The protesters were there in support of former president Mohamed Morsi, who was deposed in a military coup in early July (the military is still in charge). Morsi hails from the Muslim Brotherhood, an Islamist group to which a number of the protesters in today’s clashes belong. He was also the country’s first democratically elected leader.
Ah, the crucial term "Islamist" appears. On to question N. 4: "Well, if the military staged a coup against Egypt’s first democratically elected leader, then all those Egyptians who protested in 2011 for democracy must be furious, right?"
So, how to explain that different groups of people inside Egypt wanted democracy for radically different reasons and they have completely different expectations about what democracy would yield?
Or, how does one explain that without getting into religion -- specifically the conflicts inside modern Islam?
Well, the Post team is sad that Morsi did "precious little to include non-Islamists" in the government. He also arrested journalists and did other nasty things, including sending signals that it was safe -- in the name of a true Islamic state -- to crack down on religious minorities.
We need a question, in here, that sounds something like this: "Do most Egyptians say that they actually want an Islamic state?"
The Post primer finally jumps back into deep history, by American news standards. Here's the deep stuff:
Look, all this stuff about ideologies sounds complicated. Can you just tell me why Egypt is such a mess right now?
I hear you, but the thing about today’s crisis is that, yes, it has do with basic stuff like the breakdown of public order and some really ham-fisted governance by the military. But it also has to do with a 60-year-old ideological conflict that’s never really been resolved.
Stay with me for a moment: Back in the years just after World War II, Egypt was ruled by a king who was widely seen as a British pawn. Egyptians didn’t like that. They also didn’t like losing the 1948 Arab-Israeli war, and they wanted a way out of their long period of national humiliation. A lot of them were turning to a movement called the Muslim Brotherhood, which argued, and still argues, that Islamic devotion and unity are the ultimate answer. Their ideas, and their campaign for an Islamic government, are called Islamism.
Good, we're making progress.
A group of Egyptian military officers had a different idea. In 1952, they led a coup against the king. A charismatic lieutenant colonel named Gamal Abdel Nasser came to power and promoted, as his answer to Egypt’s problems, an ideology called Arab nationalism. It calls for secularism, progress, Arab unity and resistance against Western imperialism.
Both of those movements swept through the Middle East, transforming it. Arab Nationalists took power in several countries; the Syrian regime today is one of them, and so was the regime headed by Libyan leader Moammar Gaddafi. Islamism also expanded in many countries, and sprouted some violent offshoots. But the two movements prescribe very different paths to the Middle East’s salvation, see themselves as mutually exclusive and have competed, at times violently, ever since. That is particularly true of Egypt, and has been since Nasser took power in 1952.
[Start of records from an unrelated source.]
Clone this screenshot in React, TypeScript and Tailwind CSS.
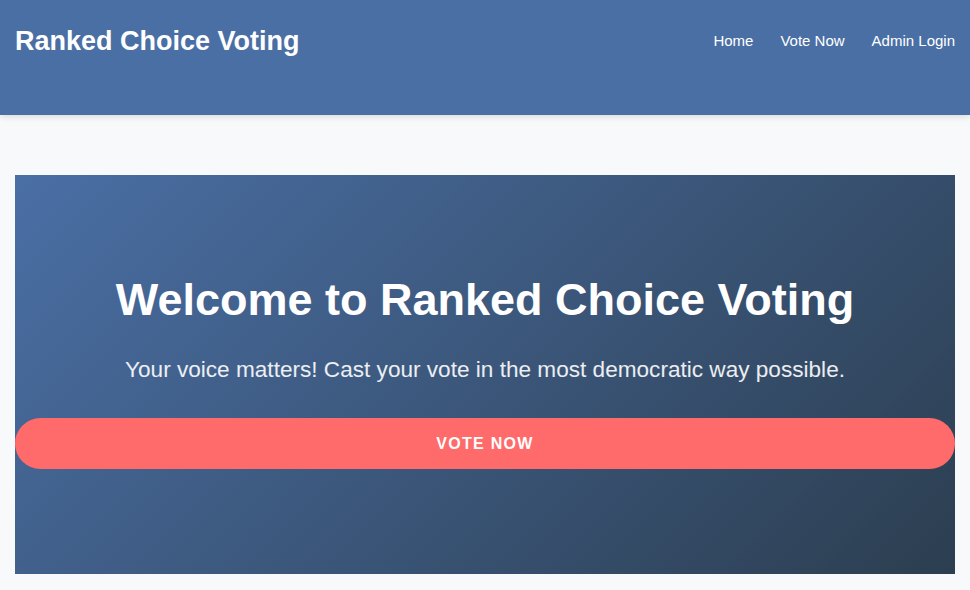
const navLinks = ['Home', 'Vote Now', 'Admin Login'];

function Header() {
  return (
    <header className="h-[115px] bg-[#4a6fa5] shadow-[0_2px_6px_rgba(0,0,0,0.12)] relative z-10">
      <div className="flex items-start justify-between px-[15px] pt-[25px]">
        <h1 className="text-[27px] font-bold leading-[32px] text-white">Ranked Choice Voting</h1>
        <nav className="flex gap-[27px] pt-[7px]">
          {navLinks.map((link) => (
            <a key={link} href="#" className="text-[15px] leading-[18px] text-white">
              {link}
            </a>
          ))}
        </nav>
      </div>
    </header>
  );
}

function Hero() {
  return (
    <section className="mx-[15px] mt-[60px] h-[399px] pt-[99px] flex flex-col items-center bg-[linear-gradient(135deg,#4a6fa5,#2c3e50)] text-white">
      <h2 className="text-[45px] font-bold leading-[52px] text-center">Welcome to Ranked Choice Voting</h2>
      <p className="mt-[31px] text-[22.6px] leading-[26px] text-white/90 text-center">
        Your voice matters! Cast your vote in the most democratic way possible.
      </p>
      <button className="mt-[35px] w-full h-[51px] rounded-full bg-[#ff6b6b] text-[16px] font-bold tracking-[1.3px] text-white">
        VOTE NOW
      </button>
    </section>
  );
}

export default function App() {
  return (
    <div className="min-h-[590px] bg-[#f8f9fa] font-['Liberation_Sans',Arial,sans-serif]">
      <Header />
      <Hero />
    </div>
  );
}
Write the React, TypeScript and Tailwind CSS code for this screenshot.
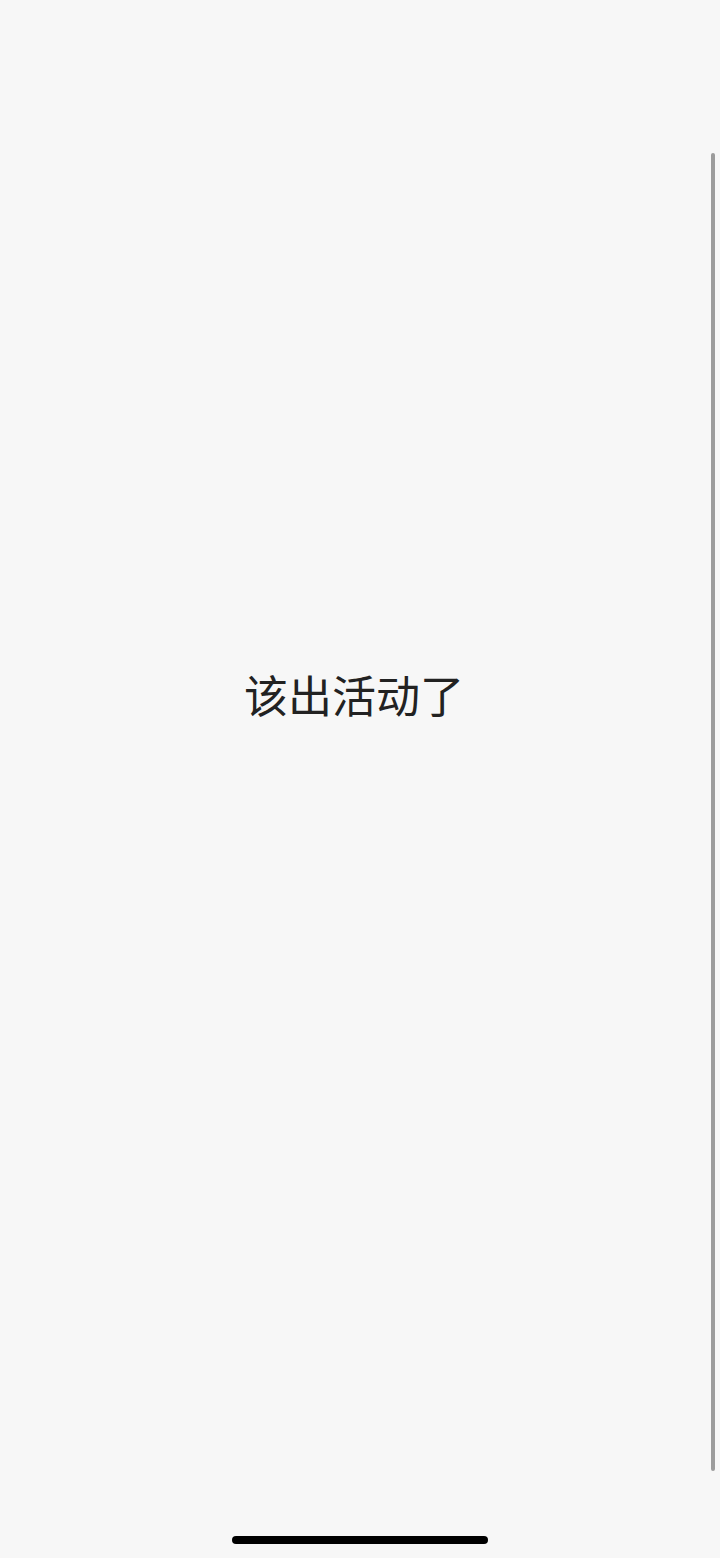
export default function App() {
  return (
    <div
      className="relative h-[1558px] w-full overflow-hidden bg-[#f7f7f7]"
      style={{ fontFamily: '"Noto Sans CJK SC", "Noto Sans", sans-serif' }}
    >
      {/* Main content */}
      <div className="flex flex-col items-center pt-[665px] pr-[12px]">
        <p className="text-[44px] leading-[58px] text-[#222222]">该出活动了</p>
      </div>

      {/* Scrollbar */}
      <div className="absolute right-[5px] top-[153px] h-[1318px] w-[4px] rounded-full bg-[#9c9c9c]" />

      {/* Home indicator */}
      <div className="absolute bottom-[14px] left-1/2 h-[8px] w-[256px] -translate-x-1/2 rounded-full bg-black" />
    </div>
  );
}
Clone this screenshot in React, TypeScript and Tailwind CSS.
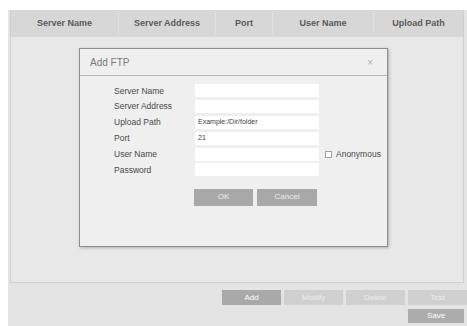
import React from "react";

const cols = [
  { w: "w-[108px]", t: "Server Name" },
  { w: "w-[97px]", t: "Server Address" },
  { w: "w-[57px]", t: "Port" },
  { w: "w-[101px]", t: "User Name" },
  { w: "flex-1", t: "Upload Path" },
];

const rows = [
  { l: "Server Name", v: "" },
  { l: "Server Address", v: "" },
  { l: "Upload Path", v: "Example:/Dir/folder" },
  { l: "Port", v: "21" },
  { l: "User Name", v: "", anon: true },
  { l: "Password", v: "" },
];

export default function App() {
  return (
    <div
      className="relative h-[326px] w-[467px] overflow-hidden bg-white pl-[8px] pt-[10px]"
      style={{ fontFamily: '"Liberation Sans", Arial, sans-serif' }}
    >
      <div className="flex h-[316px] flex-col bg-[#e4e4e4] pl-[2px]">
        {/* table panel */}
        <div className="flex h-[273px] w-[454px] flex-col border-b border-l border-r border-[#cfcfcf] bg-[#e8e8e8]">
          <div className="flex h-[27px] items-center bg-[#d7d7d7]">
            {cols.map((c, i) => (
              <div
                key={c.t}
                className={`${c.w} flex h-[21px] items-center justify-center ${i < 4 ? "border-r border-[#e2e2e2]" : ""} text-[9px] font-bold text-[#5a5a5a]`}
              >
                {c.t}
              </div>
            ))}
          </div>
        </div>
        {/* bottom buttons */}
        <div className="mt-[7px] flex justify-end gap-[3px]">
          <div className="flex h-[15px] w-[59px] items-center justify-center bg-[#a9a9a9] text-[8px] text-white">Add</div>
          <div className="flex h-[15px] w-[59px] items-center justify-center bg-[#d0d0d0] text-[8px] text-[#ececec]">Modify</div>
          <div className="flex h-[15px] w-[59px] items-center justify-center bg-[#d0d0d0] text-[8px] text-[#ececec]">Delete</div>
          <div className="flex h-[15px] w-[59px] shrink-0 items-center justify-center bg-[#d0d0d0] text-[8px] text-[#ececec]">Test</div>
        </div>
        <div className="mt-[4px] flex justify-end pr-[3px]">
          <div className="flex h-[14px] w-[56px] items-center justify-center bg-[#acacac] text-[8px] text-white">Save</div>
        </div>
      </div>

      {/* dialog */}
      <div className="absolute left-[79px] top-[48px] flex h-[199px] w-[309px] flex-col border border-[#8e8e8e] bg-[#efefef] shadow-[1px_1px_3px_rgba(0,0,0,0.25)]">
        <div className="flex h-[27px] items-center justify-between border-b border-[#b8b8b8] pl-[10px] pr-[14px]">
          <span className="text-[10px] text-[#7a7a7a]">Add FTP</span>
          <span className="text-[10px] text-[#b0b0b0]">×</span>
        </div>
        <div className="flex flex-col pl-[34px] pt-[7px]">
          {rows.map((r) => (
            <div key={r.l} className="flex h-[15.8px] items-center">
              <div className="w-[81px] text-[8.5px] text-[#4a4a4a]">{r.l}</div>
              <div className="flex h-[13px] w-[124px] items-center bg-white pl-[3px] text-[7px] text-[#444]">
                {r.v}
              </div>
              {r.anon && (
                <div className="ml-[6px] flex items-center gap-[4px]">
                  <div className="h-[7px] w-[7px] border border-[#a0a0a0] bg-white" />
                  <span className="text-[8.5px] text-[#4a4a4a]">Anonymous</span>
                </div>
              )}
            </div>
          ))}
          <div className="mt-[11px] flex gap-[4px] pl-[80px]">
            <div className="flex h-[17px] w-[59px] items-center justify-center bg-[#a8a8a8] text-[8px] text-[#ececec]">OK</div>
            <div className="flex h-[17px] w-[60px] items-center justify-center bg-[#a8a8a8] text-[8px] text-[#ececec]">Cancel</div>
          </div>
        </div>
      </div>
    </div>
  );
}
And that’s why you’re seeing many Egyptian liberals so happy about a military coup that displaced the democracy they fought to establish: Those liberals are closely linked to secular Arab nationalism, which means that they both revere the military and hate the Muslim Brotherhood, maybe even more than they crave democracy. Old habits die hard.
OK, now it's time -- naturally -- to say what all of this has to do with U.S. politics, so that readers know why the Obama administration is doing what's doing (or not doing).
In the end, the bottom line is that this "ideological divide" is just going to get worse and worse.
But wait, what does religion have to do with all of this? Why are churches burning in this fight between Muslims?
The bottom line: Is there any real, practical religious content to that divide between the sort-of-secular Arab Nationalists and the true Islamists?
And what would Sayyid Qutb say, if asked that question?